STORED DATA:

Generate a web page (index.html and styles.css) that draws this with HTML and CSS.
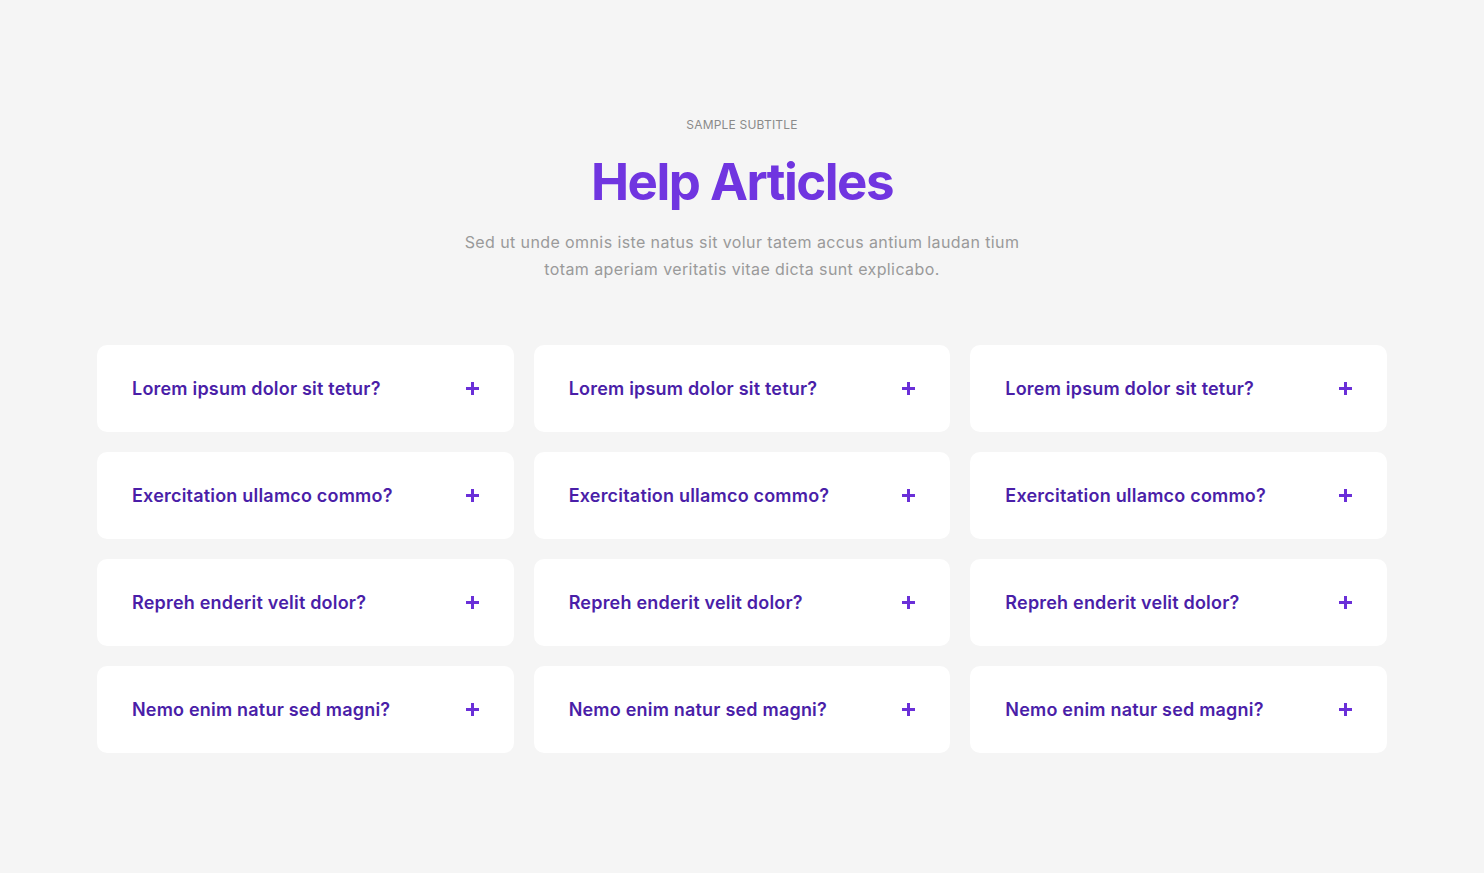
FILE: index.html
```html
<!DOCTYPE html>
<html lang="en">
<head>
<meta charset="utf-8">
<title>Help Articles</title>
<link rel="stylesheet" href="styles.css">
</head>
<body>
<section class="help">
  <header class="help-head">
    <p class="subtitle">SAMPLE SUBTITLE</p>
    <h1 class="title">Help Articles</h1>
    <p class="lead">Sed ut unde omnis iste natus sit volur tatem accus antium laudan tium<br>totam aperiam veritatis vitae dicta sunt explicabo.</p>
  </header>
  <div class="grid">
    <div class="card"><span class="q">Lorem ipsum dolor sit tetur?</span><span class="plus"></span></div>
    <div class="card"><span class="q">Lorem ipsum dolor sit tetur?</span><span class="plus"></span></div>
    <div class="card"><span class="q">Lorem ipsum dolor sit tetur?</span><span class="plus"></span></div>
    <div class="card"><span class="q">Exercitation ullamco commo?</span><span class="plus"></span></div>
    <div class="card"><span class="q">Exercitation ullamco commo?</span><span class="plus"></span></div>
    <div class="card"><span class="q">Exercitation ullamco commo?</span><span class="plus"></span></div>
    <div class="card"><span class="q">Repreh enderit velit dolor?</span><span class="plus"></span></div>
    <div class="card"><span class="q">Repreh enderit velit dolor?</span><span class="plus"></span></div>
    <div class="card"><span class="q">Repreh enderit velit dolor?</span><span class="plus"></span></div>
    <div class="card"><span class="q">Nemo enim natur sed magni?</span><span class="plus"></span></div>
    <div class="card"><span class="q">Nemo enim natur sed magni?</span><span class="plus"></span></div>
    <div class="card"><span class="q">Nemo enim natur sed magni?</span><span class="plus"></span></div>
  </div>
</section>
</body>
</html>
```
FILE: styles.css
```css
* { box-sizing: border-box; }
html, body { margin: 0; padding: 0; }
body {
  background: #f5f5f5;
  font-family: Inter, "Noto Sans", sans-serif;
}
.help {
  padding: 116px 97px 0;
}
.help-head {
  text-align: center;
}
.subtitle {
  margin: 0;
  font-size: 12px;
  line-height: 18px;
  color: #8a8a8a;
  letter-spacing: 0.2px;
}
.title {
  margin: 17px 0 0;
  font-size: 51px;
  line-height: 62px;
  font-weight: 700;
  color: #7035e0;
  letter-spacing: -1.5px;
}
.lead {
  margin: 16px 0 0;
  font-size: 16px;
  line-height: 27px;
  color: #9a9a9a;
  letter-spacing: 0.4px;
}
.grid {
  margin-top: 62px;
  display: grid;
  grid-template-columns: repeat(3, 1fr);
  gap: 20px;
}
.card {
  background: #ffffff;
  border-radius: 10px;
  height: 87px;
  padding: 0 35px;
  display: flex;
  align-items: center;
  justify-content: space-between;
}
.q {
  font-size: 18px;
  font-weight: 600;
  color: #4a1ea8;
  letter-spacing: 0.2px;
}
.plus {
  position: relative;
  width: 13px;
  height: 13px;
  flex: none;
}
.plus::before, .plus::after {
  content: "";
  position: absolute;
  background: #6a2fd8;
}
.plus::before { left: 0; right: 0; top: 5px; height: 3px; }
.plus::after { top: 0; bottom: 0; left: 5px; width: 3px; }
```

TASK TO CARRY OUT:
Make an exact reproduction of the listing above, without any pictures.

SOLUTION:
Generate a web page (index.html and styles.css) that draws this with HTML and CSS.
FILE: index.html
```html
<!DOCTYPE html>
<html lang="en">
<head>
<meta charset="utf-8">
<title>Help Articles</title>
<link rel="stylesheet" href="styles.css">
</head>
<body>
<section class="help">
  <header class="help-head">
    <p class="subtitle">SAMPLE SUBTITLE</p>
    <h1 class="title">Help Articles</h1>
    <p class="lead">Sed ut unde omnis iste natus sit volur tatem accus antium laudan tium<br>totam aperiam veritatis vitae dicta sunt explicabo.</p>
  </header>
  <div class="grid">
    <div class="card"><span class="q">Lorem ipsum dolor sit tetur?</span><span class="plus"></span></div>
    <div class="card"><span class="q">Lorem ipsum dolor sit tetur?</span><span class="plus"></span></div>
    <div class="card"><span class="q">Lorem ipsum dolor sit tetur?</span><span class="plus"></span></div>
    <div class="card"><span class="q">Exercitation ullamco commo?</span><span class="plus"></span></div>
    <div class="card"><span class="q">Exercitation ullamco commo?</span><span class="plus"></span></div>
    <div class="card"><span class="q">Exercitation ullamco commo?</span><span class="plus"></span></div>
    <div class="card"><span class="q">Repreh enderit velit dolor?</span><span class="plus"></span></div>
    <div class="card"><span class="q">Repreh enderit velit dolor?</span><span class="plus"></span></div>
    <div class="card"><span class="q">Repreh enderit velit dolor?</span><span class="plus"></span></div>
    <div class="card"><span class="q">Nemo enim natur sed magni?</span><span class="plus"></span></div>
    <div class="card"><span class="q">Nemo enim natur sed magni?</span><span class="plus"></span></div>
    <div class="card"><span class="q">Nemo enim natur sed magni?</span><span class="plus"></span></div>
  </div>
</section>
</body>
</html>
```
FILE: styles.css
```css
* { box-sizing: border-box; }
html, body { margin: 0; padding: 0; }
body {
  background: #f5f5f5;
  font-family: Inter, "Noto Sans", sans-serif;
}
.help {
  padding: 116px 97px 0;
}
.help-head {
  text-align: center;
}
.subtitle {
  margin: 0;
  font-size: 12px;
  line-height: 18px;
  color: #8a8a8a;
  letter-spacing: 0.2px;
}
.title {
  margin: 17px 0 0;
  font-size: 51px;
  line-height: 62px;
  font-weight: 700;
  color: #7035e0;
  letter-spacing: -1.5px;
}
.lead {
  margin: 16px 0 0;
  font-size: 16px;
  line-height: 27px;
  color: #9a9a9a;
  letter-spacing: 0.4px;
}
.grid {
  margin-top: 62px;
  display: grid;
  grid-template-columns: repeat(3, 1fr);
  gap: 20px;
}
.card {
  background: #ffffff;
  border-radius: 10px;
  height: 87px;
  padding: 0 35px;
  display: flex;
  align-items: center;
  justify-content: space-between;
}
.q {
  font-size: 18px;
  font-weight: 600;
  color: #4a1ea8;
  letter-spacing: 0.2px;
}
.plus {
  position: relative;
  width: 13px;
  height: 13px;
  flex: none;
}
.plus::before, .plus::after {
  content: "";
  position: absolute;
  background: #6a2fd8;
}
.plus::before { left: 0; right: 0; top: 5px; height: 3px; }
.plus::after { top: 0; bottom: 0; left: 5px; width: 3px; }
```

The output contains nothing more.